- [Recorded data]:
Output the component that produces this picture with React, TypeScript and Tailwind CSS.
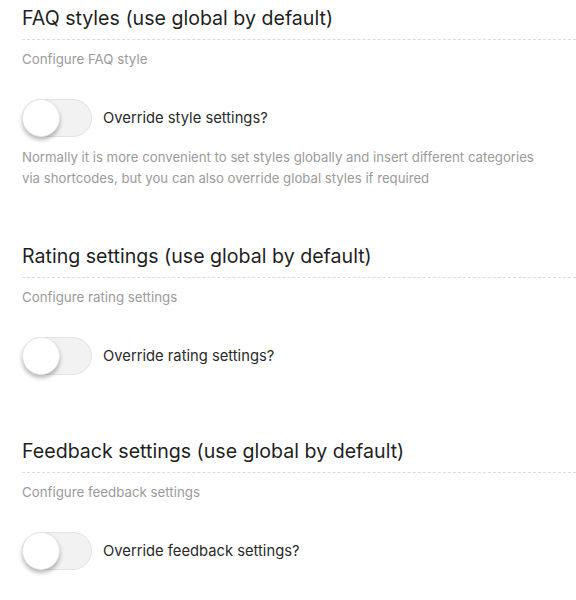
import React from "react";

function Toggle() {
  return (
    <div className="relative h-[38px] w-[70px] shrink-0 rounded-full border border-[#e3e3e3] bg-[#f2f2f2]">
      <div className="absolute left-[-1px] top-[-1px] h-[38px] w-[38px] rounded-full border border-[#e6e6e6] bg-white shadow-[0_3px_4px_rgba(0,0,0,0.28)]" />
    </div>
  );
}

function Section({
  title,
  desc,
  label,
  note,
  last,
}: {
  title: string;
  desc: string;
  label: string;
  note?: string[];
  last?: boolean;
}) {
  return (
    <section className={last ? "" : note ? "pb-[55px]" : "pb-[64px]"}>
      <h2 className="border-b border-dashed border-[#dcdcdc] pb-[9px] text-[19.6px] leading-[24px] text-[#1f1f1f]">
        {title}
      </h2>
      <p className="mt-[9px] text-[13.3px] leading-[20px] text-[#9b9b9b]">{desc}</p>
      <div className="mt-[30px] flex items-center gap-[11px]">
        <Toggle />
        <span className="text-[14.75px] leading-[20px] text-[#2a2a2a]">{label}</span>
      </div>
      {note && (
        <p className="mt-[10px] text-[13.2px] leading-[21px] text-[#9b9b9b]">
          {note[0]}
          <br />
          {note[1]}
        </p>
      )}
    </section>
  );
}

export default function App() {
  return (
    <div
      className="min-h-[600px] w-[576px] bg-white pl-[22px] pt-[6px]"
      style={{ fontFamily: "Inter, 'Noto Sans', sans-serif" }}
    >
      <Section
        title="FAQ styles (use global by default)"
        desc="Configure FAQ style"
        label="Override style settings?"
        note={[
          "Normally it is more convenient to set styles globally and insert different categories",
          "via shortcodes, but you can also override global styles if required",
        ]}
      />
      <Section
        title="Rating settings (use global by default)"
        desc="Configure rating settings"
        label="Override rating settings?"
      />
      <Section
        title="Feedback settings (use global by default)"
        desc="Configure feedback settings"
        label="Override feedback settings?"
        last
      />
    </div>
  );
}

- [Instructions to follow]:
Reproduce the whole listing above word for word, but not its pictures.

- [Correct output]:
Output the component that produces this picture with React, TypeScript and Tailwind CSS.
import React from "react";

function Toggle() {
  return (
    <div className="relative h-[38px] w-[70px] shrink-0 rounded-full border border-[#e3e3e3] bg-[#f2f2f2]">
      <div className="absolute left-[-1px] top-[-1px] h-[38px] w-[38px] rounded-full border border-[#e6e6e6] bg-white shadow-[0_3px_4px_rgba(0,0,0,0.28)]" />
    </div>
  );
}

function Section({
  title,
  desc,
  label,
  note,
  last,
}: {
  title: string;
  desc: string;
  label: string;
  note?: string[];
  last?: boolean;
}) {
  return (
    <section className={last ? "" : note ? "pb-[55px]" : "pb-[64px]"}>
      <h2 className="border-b border-dashed border-[#dcdcdc] pb-[9px] text-[19.6px] leading-[24px] text-[#1f1f1f]">
        {title}
      </h2>
      <p className="mt-[9px] text-[13.3px] leading-[20px] text-[#9b9b9b]">{desc}</p>
      <div className="mt-[30px] flex items-center gap-[11px]">
        <Toggle />
        <span className="text-[14.75px] leading-[20px] text-[#2a2a2a]">{label}</span>
      </div>
      {note && (
        <p className="mt-[10px] text-[13.2px] leading-[21px] text-[#9b9b9b]">
          {note[0]}
          <br />
          {note[1]}
        </p>
      )}
    </section>
  );
}

export default function App() {
  return (
    <div
      className="min-h-[600px] w-[576px] bg-white pl-[22px] pt-[6px]"
      style={{ fontFamily: "Inter, 'Noto Sans', sans-serif" }}
    >
      <Section
        title="FAQ styles (use global by default)"
        desc="Configure FAQ style"
        label="Override style settings?"
        note={[
          "Normally it is more convenient to set styles globally and insert different categories",
          "via shortcodes, but you can also override global styles if required",
        ]}
      />
      <Section
        title="Rating settings (use global by default)"
        desc="Configure rating settings"
        label="Override rating settings?"
      />
      <Section
        title="Feedback settings (use global by default)"
        desc="Configure feedback settings"
        label="Override feedback settings?"
        last
      />
    </div>
  );
}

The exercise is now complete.